Last week, at some point (last week is rather blurry with the long days and unexpecteds that arrived…) I awoke to a feeling of dread –
And perused the morning’s dream data bank to ask why such a thing had happened.
I dreamed of being in a white hall, with marble floor, and a statue in a foyer – but I can’t see the statue. I’m curious, but because I’m a stranger, here, don’t feel I have the right to lift the purple cloth covering it to see what it is….
And I awake with dread, a heart gripped with fear and yet, a tiny, stubborn, determination to see it through.
No kidding, it took the jarring of the computer calendar displayed date, to remind me – yesterday – where I was 10 years ago, at Easter time. And just why the old memory had triggered such a strong response –
10 years – don’t they go by in the blink of an eye?
I spent Easter of 2007 at the St. Francis hospital keeping an eye on mom, her tests, writing down instructions from the doctor, notes, calling family.
At the home place, some 60 miles away, my brother took on sole, 24 hour care of my Dad –
But I remember the early morning (or middle of the night) journey down to find some coffee – and the statue at the end of the hallway, draped in royal purple – and, the final realization,
“It’s Easter Sunday….when did that happen?”
I had split my time between my home and my parents home for weeks – not fairly, as I was only at my home from Monday evening to Wednesday a.m.
I, Mom and my brother were doing our best – my brother making a longer commute than I, to fill in where he could -to fulfill Dad’s wishes to be at home when the time came –
I had struggled for weeks between the desire to lay down the law with Mom to rest more and, at same time, arguing with myself I had no right to limit, in anyway, the time she chose to steal to from sleep, to spend with Dad.
We all knew we were on the final portion of the path we would walk with him –
And then Mom got sick – and transported out.

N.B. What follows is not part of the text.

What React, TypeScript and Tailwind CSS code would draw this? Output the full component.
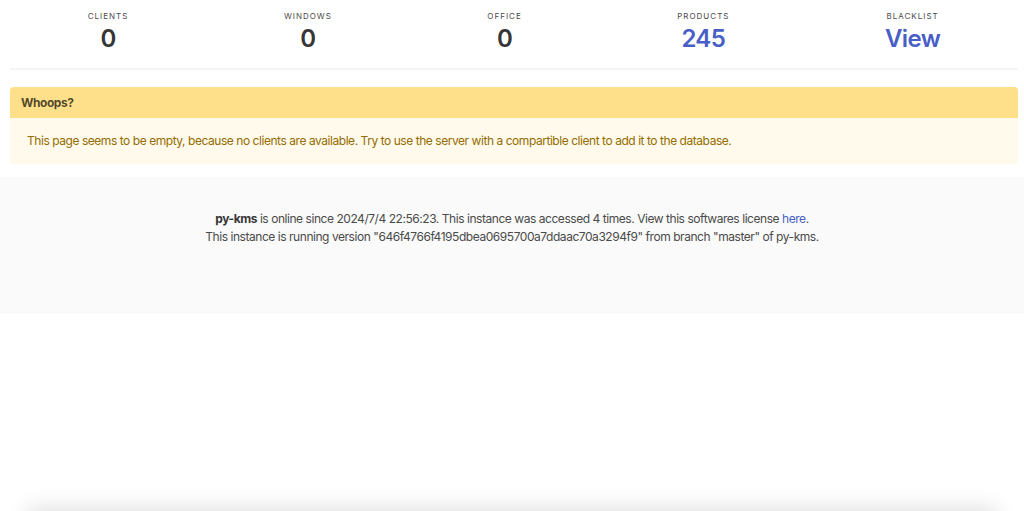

And thus, I came to be roaming the halls of St. Francis Hospital on an early Easter Sunday morning, with no clue before that Easter had arrived –
I knew, given my brother’s new business, he couldn’t possibly stay down to help, all week – business was already into ‘busy season’ – (yup, he’s a farmer…)

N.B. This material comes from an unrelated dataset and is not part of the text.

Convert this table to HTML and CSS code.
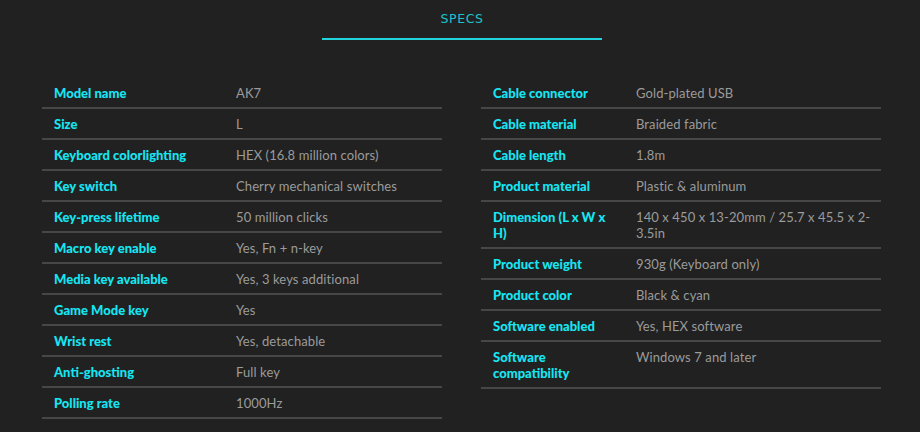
FILE: index.html
```html
<!DOCTYPE html>
<html lang="en">
<head>
<meta charset="utf-8">
<title>Specs</title>
<link rel="stylesheet" href="styles.css">
</head>
<body>
<section class="specs">
  <header class="specs-head">
    <h2 class="specs-title">SPECS</h2>
  </header>
  <div class="specs-grid">
    <div class="spec-table left">
      <div class="row"><div class="k">Model name</div><div class="v">AK7</div></div>
      <div class="row"><div class="k">Size</div><div class="v">L</div></div>
      <div class="row"><div class="k">Keyboard colorlighting</div><div class="v">HEX (16.8 million colors)</div></div>
      <div class="row"><div class="k">Key switch</div><div class="v">Cherry mechanical switches</div></div>
      <div class="row"><div class="k">Key-press lifetime</div><div class="v">50 million clicks</div></div>
      <div class="row"><div class="k">Macro key enable</div><div class="v">Yes, Fn + n-key</div></div>
      <div class="row"><div class="k">Media key available</div><div class="v">Yes, 3 keys additional</div></div>
      <div class="row"><div class="k">Game Mode key</div><div class="v">Yes</div></div>
      <div class="row"><div class="k">Wrist rest</div><div class="v">Yes, detachable</div></div>
      <div class="row"><div class="k">Anti-ghosting</div><div class="v">Full key</div></div>
      <div class="row"><div class="k">Polling rate</div><div class="v">1000Hz</div></div>
    </div>
    <div class="spec-table right">
      <div class="row"><div class="k">Cable connector</div><div class="v">Gold-plated USB</div></div>
      <div class="row"><div class="k">Cable material</div><div class="v">Braided fabric</div></div>
      <div class="row"><div class="k">Cable length</div><div class="v">1.8m</div></div>
      <div class="row"><div class="k">Product material</div><div class="v">Plastic &amp; aluminum</div></div>
      <div class="row"><div class="k">Dimension (L x W x H)</div><div class="v">140 x 450 x 13-20mm / 25.7 x 45.5 x 2-3.5in</div></div>
      <div class="row"><div class="k">Product weight</div><div class="v">930g (Keyboard only)</div></div>
      <div class="row"><div class="k">Product color</div><div class="v">Black &amp; cyan</div></div>
      <div class="row"><div class="k">Software enabled</div><div class="v">Yes, HEX software</div></div>
      <div class="row"><div class="k">Software compatibility</div><div class="v">Windows 7 and later</div></div>
    </div>
  </div>
</section>
</body>
</html>
```

FILE: styles.css
```css
html, body {
  margin: 0;
  padding: 0;
  background: #212121;
  height: 100%;
}
body {
  font-family: "Lato", "Liberation Sans", sans-serif;
  overflow: hidden;
}
.specs {
  display: flex;
  flex-direction: column;
  align-items: stretch;
}
.specs-head {
  display: flex;
  justify-content: center;
  padding-left: 4px;
}
.specs-title {
  margin: 0;
  width: 280px;
  box-sizing: border-box;
  padding-top: 11px;
  height: 40px;
  border-bottom: 2px solid #22d3dc;
  text-align: center;
  font-family: "DejaVu Sans", sans-serif;
  font-weight: normal;
  font-size: 12.5px;
  letter-spacing: 0.6px;
  color: #1cc3cb;
  line-height: 16px;
}
.specs-grid {
  display: grid;
  grid-template-columns: 400px 400px;
  column-gap: 39px;
  padding: 38px 0 0 42px;
}
.spec-table {
  display: flex;
  flex-direction: column;
}
.row {
  display: grid;
  padding: 7px 0 6px 12px;
  border-bottom: 2px solid #474747;
  font-size: 13px;
  line-height: 16px;
}
.left .row { grid-template-columns: 182px 1fr; }
.right .row { grid-template-columns: 143px 1fr; padding-right: 6px; }
.k {
  color: #16e6f2;
  font-weight: 900;
  letter-spacing: 0;
  padding-right: 18px;
}
.v {
  color: #9b9b9b;
  letter-spacing: 0.1px;
}
```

I questioned whether I had it within me to care properly for them both, 24/7 –
I doubted it and I was scared I would fail –
Family reinforcements from 1,300 miles away, who don’t like flying, and were called to come in earlier than they had planned, if they wished to say goodbye, and offer the support only sisters know how to give, were scrambling to change plans, but wouldn’t arrive for a week or so –
Staring at the purple shrouded statue, I felt the fear, doubt and all, race through every portion of my mind & heart, to land in my body and make it’s presence known through cold limbs and racing heart.
And somewhere, somehow, a tiny grain of determination grew – and then a feeling measure of peace –
While the foreboding of the hard path in the coming days still lingered, I realized, all I could do was what I could do – and I determined to do it –
Why was I being so silly? It’s not like I was in land ravaged by war & conflict, without food or water or such….
Still, with my heart in my throat, I drove Mom home after she was released – I confess to being more scared silly and hoping I had the fortitude to do and be kind and live off catnaps, here and there, without getting grumpy or short.
When time is short or one is in need of healing, well, one recognizes the circle of life, but rather strives to give some quality to it, best as they can, anyhoo…
Once home, after both patients were settled in, food offered, medicine given on schedule, I stepped outside to watch as the sun descended against the western horizon – the same sun Dad had reminded me to think of for so many years.
My brother joined me outside, and, with sleep deprived eyes and sad hearts, we looked at each other –
“Are you heading back tonight or in the morning?” I asked.
“I know you need to get back, I was just wondering if you were going tonight or in the morning.”
“Sis, do you seriously think I’d leave you here, alone? I’m staying. Now, what’s the plan?”
“I’ll take night shift, since you can’t sleep well during the day, AND, Mom is relieved of any duties except spending time with Dad, no cooking, no charts, no nothing – and you’re gonna have to back me up on that – – And…”
While my mouth rattled off the options I had thought about for some long time that weekend, my heart swelled with love and also, I was ashamed of myself –
How could I have thought, ever, I had to face it alone?
And that, folks, is my Easter Miracle, I finally realized I was being reminded of, this past week.
For whether I lift my eyes to heaven or keep them earthbound, somewhere, there is always a miracle that saves me from my worst imaginings and teaches me to have just a lil more faith.
And it plays out, everlastingly, right in front of my eyes.